*To be done:* Pictures excluded, return the lines below from the first through the line holding "string; active?: boolean".
>> start Data provided
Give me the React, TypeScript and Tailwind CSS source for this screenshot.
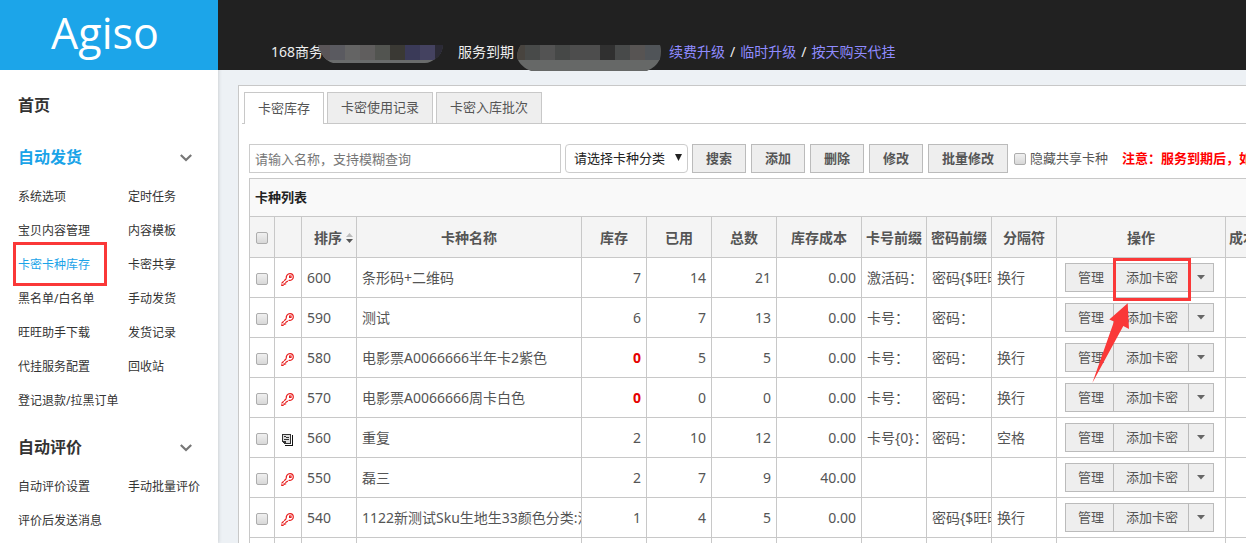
import type { ReactNode } from "react";

type MenuItem = { label: string; active?: boolean };

type Row = {
  sort: string;
  name: string;
  stock: number;
  used: number;
  total: number;
  cost: string;
  cardPrefix: string;
  pwdPrefix: string;
  separator: string;
  icon?: "key" | "doc";
};

const deliveryMenu: MenuItem[] = [
  { label: "系统选项" },
  { label: "定时任务" },
  { label: "宝贝内容管理" },
  { label: "内容模板" },
  { label: "卡密卡种库存", active: true },
  { label: "卡密共享" },
  { label: "黑名单/白名单" },
  { label: "手动发货" },
  { label: "旺旺助手下载" },
  { label: "发货记录" },
  { label: "代挂服务配置" },
  { label: "回收站" },
  { label: "登记退款/拉黑订单" },
];

const reviewMenu: MenuItem[] = [
  { label: "自动评价设置" },
  { label: "手动批量评价" },
  { label: "评价后发送消息" },
];

const rows: Row[] = [
  { sort: "600", name: "条形码+二维码", stock: 7, used: 14, total: 21, cost: "0.00", cardPrefix: "激活码：", pwdPrefix: "密码{$旺旺", separator: "换行" },
  { sort: "590", name: "测试", stock: 6, used: 7, total: 13, cost: "0.00", cardPrefix: "卡号：", pwdPrefix: "密码：", separator: "" },
  { sort: "580", name: "电影票A0066666半年卡2紫色", stock: 0, used: 5, total: 5, cost: "0.00", cardPrefix: "卡号：", pwdPrefix: "密码：", separator: "换行" },
  { sort: "570", name: "电影票A0066666周卡白色", stock: 0, used: 0, total: 0, cost: "0.00", cardPrefix: "卡号：", pwdPrefix: "密码：", separator: "换行" },
  { sort: "560", name: "重复", stock: 2, used: 10, total: 12, cost: "0.00", cardPrefix: "卡号{0}：", pwdPrefix: "密码：", separator: "空格", icon: "doc" },
  { sort: "550", name: "磊三", stock: 2, used: 7, total: 9, cost: "40.00", cardPrefix: "", pwdPrefix: "", separator: "" },
  { sort: "540", name: "1122新测试Sku生地生33颜色分类:混", stock: 1, used: 4, total: 5, cost: "0.00", cardPrefix: "", pwdPrefix: "密码{$旺旺", separator: "换行" },
  { sort: "530", name: "", stock: 0, used: 0, total: 0, cost: "0.00", cardPrefix: "", pwdPrefix: "", separator: "" },
];

function Chevron() {
  return (
    <svg width="12" height="9" viewBox="0 0 12 9" fill="none" stroke="#777" strokeWidth="2.2" aria-hidden>
      <path d="M0.800 2 6 7l5.200-5" />
    </svg>
  );
}

function KeyIcon() {
  return (
    <svg width="13" height="13" viewBox="0 0 13 13" fill="none" stroke="#e81c1c" className="mt-1 ml-[6px]" aria-hidden>
      <path d="M5.300 5.600C4.800 2.600 6.600.7 9 .7c2 0 3.300 1.300 3.300 3.200 0 2.200-2 3.900-4.600 3.500" strokeWidth="1.200" />
      <path d="M5.300 5.600.8 10.200v2.100h2.300v-1.400h1.500V9.600l3.100-2.200" strokeWidth="1.200" strokeDasharray="3 .7" />
      <rect x="8.500" y="2.900" width="1.600" height="1.600" />
    </svg>
  );
}

function DocIcon() {
  return (
    <svg width="11" height="12" viewBox="0 0 11 12" className="mt-1 ml-[7px]" shapeRendering="crispEdges" aria-hidden>
      <path d="M10 1h1v11H3v-1h7z" fill="#111" />
      <path d="M0 0h9v10H2V9H1V8H0z" fill="#333" />
      <path d="M1 1h7v8H3V8H1z" fill="#dcdcdc" />
      <path d="M2 2h2v1H2zM4 3h3v1H4zM2 5h5v1H2zM1 7h3v2H3V8H1z" fill="#333" />
    </svg>
  );
}

function SortIcon() {
  return (
    <svg width="7" height="10" viewBox="0 0 7 10" aria-hidden>
      <path d="M3.500 0 7 4H0z" fill="#bbb" />
      <path d="M0 6h7l-3.500 4z" fill="#555" />
    </svg>
  );
}

function CheckBox({ id, label }: { id?: string; label?: string }) {
  return (
    <input
      id={id}
      type="checkbox"
      aria-label={label}
      className="block size-3 shrink-0 appearance-none rounded-[2px] border border-[#adadad] bg-linear-to-b from-[#f0f0f0] to-[#d8d8d8]"
    />
  );
}

function ToolButton({ children }: { children: ReactNode }) {
  return (
    <button className="h-[29px] shrink-0 border border-[#bbb] bg-[#eee] px-[13px] text-[13px] font-bold text-[#555]">
      {children}
    </button>
  );
}

function MenuGroup({ title, items, active }: { title: string; items: MenuItem[]; active?: boolean }) {
  return (
    <section className="mt-[9px]">
      <h2 className={active ? "text-[#1aa3e8]" : "text-[#333]"}>
        <button className="flex h-10 w-full items-center justify-between pr-[26px] pl-[18px] text-base font-bold">
          {title}
          <Chevron />
        </button>
      </h2>
      <ul className="mt-[3px] grid grid-cols-[110px_1fr] pl-[18px] text-xs">
        {items.map((item) => (
          <li key={item.label} className="flex h-[34px] items-center whitespace-nowrap">
            <a href="#" className={item.active ? "relative text-[#1aa3e8]" : "text-[#333]"}>
              {item.label}
              {item.active && (
                <span className="pointer-events-none absolute -top-[15px] -left-[5px] h-11 w-[94px] border-3 border-[#fa3838]" />
              )}
            </a>
          </li>
        ))}
      </ul>
    </section>
  );
}

function NameMask() {
  const tiles = ["#5a5558", "#5a5a60", "#646464", "#605e5e", "#525450", "#3a3934", "#3a3a58", "#444260", "#2b2a36"];
  return (
    <svg width="125" height="18" viewBox="0 0 125 18" className="absolute top-[45px] left-[100px]" aria-hidden>
      <clipPath id="name-mask">
        <path d="M0 0h125c-1 7-3 11-8 14-3 2-6 4-10 4H15C7 16 3 9 0 0z" />
      </clipPath>
      <g clipPath="url(#name-mask)" shapeRendering="crispEdges">
        <rect width="125" height="18" fill="#6a6c6c" />
        {tiles.map((fill, i) => (
          <rect key={i} x={i * 15 - 3} width="15" height="15" fill={fill} />
        ))}
        <rect x="117" y="0" width="8" height="18" fill="#2b2a36" />
      </g>
    </svg>
  );
}

function DateMask() {
  const tiles = ["#48443f", "#484a49", "#535353", "#464847", "#4d4d4d", "#4d4d4d", "#303030", "#484a4a", "#575453", "#505458"];
  return (
    <svg width="144" height="26" viewBox="0 0 144 26" className="absolute top-[45px] left-[299px]" aria-hidden>
      <clipPath id="date-mask">
        <path d="M4 0h139c1 3 1 9 0 14-3 6-7 9-13 12H14C8 24 3 19 1 15-1 10 1 4 4 0z" />
      </clipPath>
      <g clipPath="url(#date-mask)" shapeRendering="crispEdges">
        <rect width="144" height="26" fill="#666867" />
        {tiles.map((fill, i) => (
          <rect key={i} x={i * 15 - 7} width="15" height="15" fill={fill} />
        ))}
      </g>
    </svg>
  );
}

function Highlight() {
  return (
    <>
      <span className="pointer-events-none absolute -top-[5px] left-0 z-10 h-[43px] w-[78px] border-3 border-[#fa3838]" />
      <svg width="38" height="82" viewBox="0 0 38 82" className="pointer-events-none absolute top-[39px] -left-[22px] z-10" aria-hidden>
        <path d="M36.700 1.300 38 27l-5.700-3L1.300 81 23 19.500l-4.700-2z" fill="#fa3838" />
      </svg>
    </>
  );
}

function RowActions({ highlighted }: { highlighted: boolean }) {
  return (
    <div className="flex h-[29px] w-[149px] border border-[#bbb] bg-[#eee] text-[13px]">
      <button className="pr-[9px] pl-3">管理</button>
      <div className="relative -my-px flex">
        <button className="border border-r-0 border-[#bbb] pr-2.5 pl-3">添加卡密</button>
        {highlighted && <Highlight />}
      </div>
      <button aria-label="更多操作" className="flex flex-1 items-center justify-center border-l border-[#bbb]">
        <svg width="8" height="5" viewBox="0 0 8 5" aria-hidden>
          <path d="M0 0h8L4 4.500z" fill="#666" />
        </svg>
      </button>
    </div>
  );
}

const tabs = ["卡密库存", "卡密使用记录", "卡密入库批次"];
const td = "overflow-hidden border border-[#c8c8c8] px-[5px] whitespace-nowrap";
const th = "border border-[#c8c8c8] p-0 pt-0.5 whitespace-nowrap";

export default function App() {
  return (
    <div className="flex h-screen overflow-hidden bg-[#edf1f5] font-['Noto_Sans','Noto_Sans_CJK_SC',sans-serif] text-[#555]">
      <aside className="z-10 w-[218px] shrink-0 bg-white shadow-[0_0_4px_rgba(0,0,0,0.2)]">
        <div className="flex h-[70px] items-center justify-center bg-[#1ca5e9] pr-2 pb-1 font-['Open_Sans',sans-serif] text-[43px] text-white">
          Agiso
        </div>
        <nav className="pt-[15px]">
          <a href="#" className="mb-3 flex h-10 items-center pl-[18px] text-base font-bold text-[#333]">
            首页
          </a>
          <MenuGroup title="自动发货" items={deliveryMenu} active />
          <MenuGroup title="自动评价" items={reviewMenu} />
        </nav>
      </aside>

      <div className="min-w-0 flex-1">
        <header className="relative z-20 h-[70px] bg-[#212121] text-sm whitespace-nowrap text-[#eee]">
          <div className="flex pt-[41px] pl-[53px] leading-[22px]">
            <span className="w-[187px]">168商务</span>
            <span className="w-[211px]">服务到期</span>
            <div className="flex gap-[5px]">
              <a href="#" className="text-[#8f8bff]">续费升级</a>
              <span>/</span>
              <a href="#" className="text-[#8f8bff]">临时升级</a>
              <span>/</span>
              <a href="#" className="text-[#8f8bff]">按天购买代挂</a>
            </div>
          </div>
          <NameMask />
          <DateMask />
        </header>

        <main className="pt-[15px] pl-5">
          <div className="overflow-hidden border-t border-l border-[#c8c8c8] bg-white pt-1.5">
            <div role="tablist" className="ml-[3px] flex gap-[3px] border-b border-[#c8c8c8] pl-0.5 text-[13px]">
              {tabs.map((tab, i) => (
                <button
                  key={tab}
                  role="tab"
                  aria-selected={i === 0}
                  className={
                    i === 0
                      ? "-mb-px h-8 border border-b-0 border-[#c8c8c8] bg-white px-[13px]"
                      : "h-[31px] border border-b-0 border-[#c8c8c8] bg-[#eee] px-[13px]"
                  }
                >
                  {tab}
                </button>
              ))}
            </div>

            <div className="pt-5 pl-2.5">
              <form className="flex items-center text-[13px] whitespace-nowrap">
                <input
                  type="text"
                  aria-label="卡种名称"
                  placeholder="请输入名称，支持模糊查询"
                  className="h-[29px] w-[312px] shrink-0 border border-[#ccc] px-[5px] placeholder:text-[#777]"
                />
                <div className="relative ml-1 shrink-0">
                  <select
                    aria-label="卡种分类"
                    className="h-[29px] w-[123px] appearance-none rounded-[4px] border border-[#ccc] bg-white pl-2 text-[#222]"
                  >
                    <option>请选择卡种分类</option>
                  </select>
                  <svg width="7" height="7" viewBox="0 0 7 7" className="pointer-events-none absolute top-[10px] right-1.5" aria-hidden>
                    <path d="M0 0h7L3.500 7z" fill="#222" />
                  </svg>
                </div>
                <div className="ml-1 flex shrink-0 gap-[5px]">
                  <ToolButton>搜索</ToolButton>
                  <ToolButton>添加</ToolButton>
                  <ToolButton>删除</ToolButton>
                  <ToolButton>修改</ToolButton>
                  <ToolButton>批量修改</ToolButton>
                </div>
                <div className="ml-1.5 flex items-center gap-1">
                  <CheckBox id="hide-shared" />
                  <label htmlFor="hide-shared">隐藏共享卡种</label>
                </div>
                <strong className="ml-3.5 text-[#f00]">注意：服务到期后，如需继续使用请及时续费</strong>
              </form>

              <h3 className="mt-[5px] flex h-[38px] items-center border-t border-l border-[#c8c8c8] bg-[#f9f9f9] pl-[5px] text-[13px] font-bold text-[#222]">
                卡种列表
              </h3>
              <table className="w-[1077px] table-fixed border-collapse text-sm">
                <colgroup>
                  <col className="w-[25px]" />
                  <col className="w-[27px]" />
                  <col className="w-[55px]" />
                  <col className="w-[225px]" />
                  <col className="w-[65px]" />
                  <col className="w-[65px]" />
                  <col className="w-[65px]" />
                  <col className="w-[85px]" />
                  <col className="w-[65px]" />
                  <col className="w-[65px]" />
                  <col className="w-[65px]" />
                  <col className="w-[169px]" />
                  <col className="w-[100px]" />
                </colgroup>
                <thead>
                  <tr className="h-[41px] bg-[#f4f4f4]">
                    <th className={`${th} pl-1.5`}>
                      <CheckBox label="全选" />
                    </th>
                    <th className={th} />
                    <th className={th}>
                      <div className="flex items-center justify-end gap-1 pr-[3px]">
                        排序
                        <SortIcon />
                      </div>
                    </th>
                    <th className={th}>卡种名称</th>
                    <th className={th}>库存</th>
                    <th className={th}>已用</th>
                    <th className={th}>总数</th>
                    <th className={th}>库存成本</th>
                    <th className={th}>卡号前缀</th>
                    <th className={th}>密码前缀</th>
                    <th className={th}>分隔符</th>
                    <th className={th}>操作</th>
                    <th className={`${th} pl-[3px] text-left`}>成本价</th>
                  </tr>
                </thead>
                <tbody>
                  {rows.map((row, i) => (
                    <tr key={row.sort} className="h-10">
                      <td className="border border-[#c8c8c8] p-0 pt-0.5 pl-1.5">
                        <CheckBox label={`选择 ${row.sort}`} />
                      </td>
                      <td className="border border-[#c8c8c8] p-0">{row.icon === "doc" ? <DocIcon /> : <KeyIcon />}</td>
                      <td className={td}>{row.sort}</td>
                      <td className={`${td} pr-0`}>{row.name}</td>
                      <td className={`${td} text-right ${row.stock === 0 ? "font-bold text-[#e60000]" : ""}`}>{row.stock}</td>
                      <td className={`${td} text-right`}>{row.used}</td>
                      <td className={`${td} text-right`}>{row.total}</td>
                      <td className={`${td} text-right`}>{row.cost}</td>
                      <td className={td}>{row.cardPrefix}</td>
                      <td className={td}>{row.pwdPrefix}</td>
                      <td className={td}>{row.separator}</td>
                      <td className="border border-[#c8c8c8] p-0 pl-2">
                        <RowActions highlighted={i === 0} />
                      </td>
                      <td className="border border-[#c8c8c8]" />
                    </tr>
                  ))}
                </tbody>
              </table>
            </div>
          </div>
        </main>
      </div>
    </div>
  );
}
>> end Data provided
*Solved exercise:*
Give me the React, TypeScript and Tailwind CSS source for this screenshot.
import type { ReactNode } from "react";

type MenuItem = { label: string; active?: boolean };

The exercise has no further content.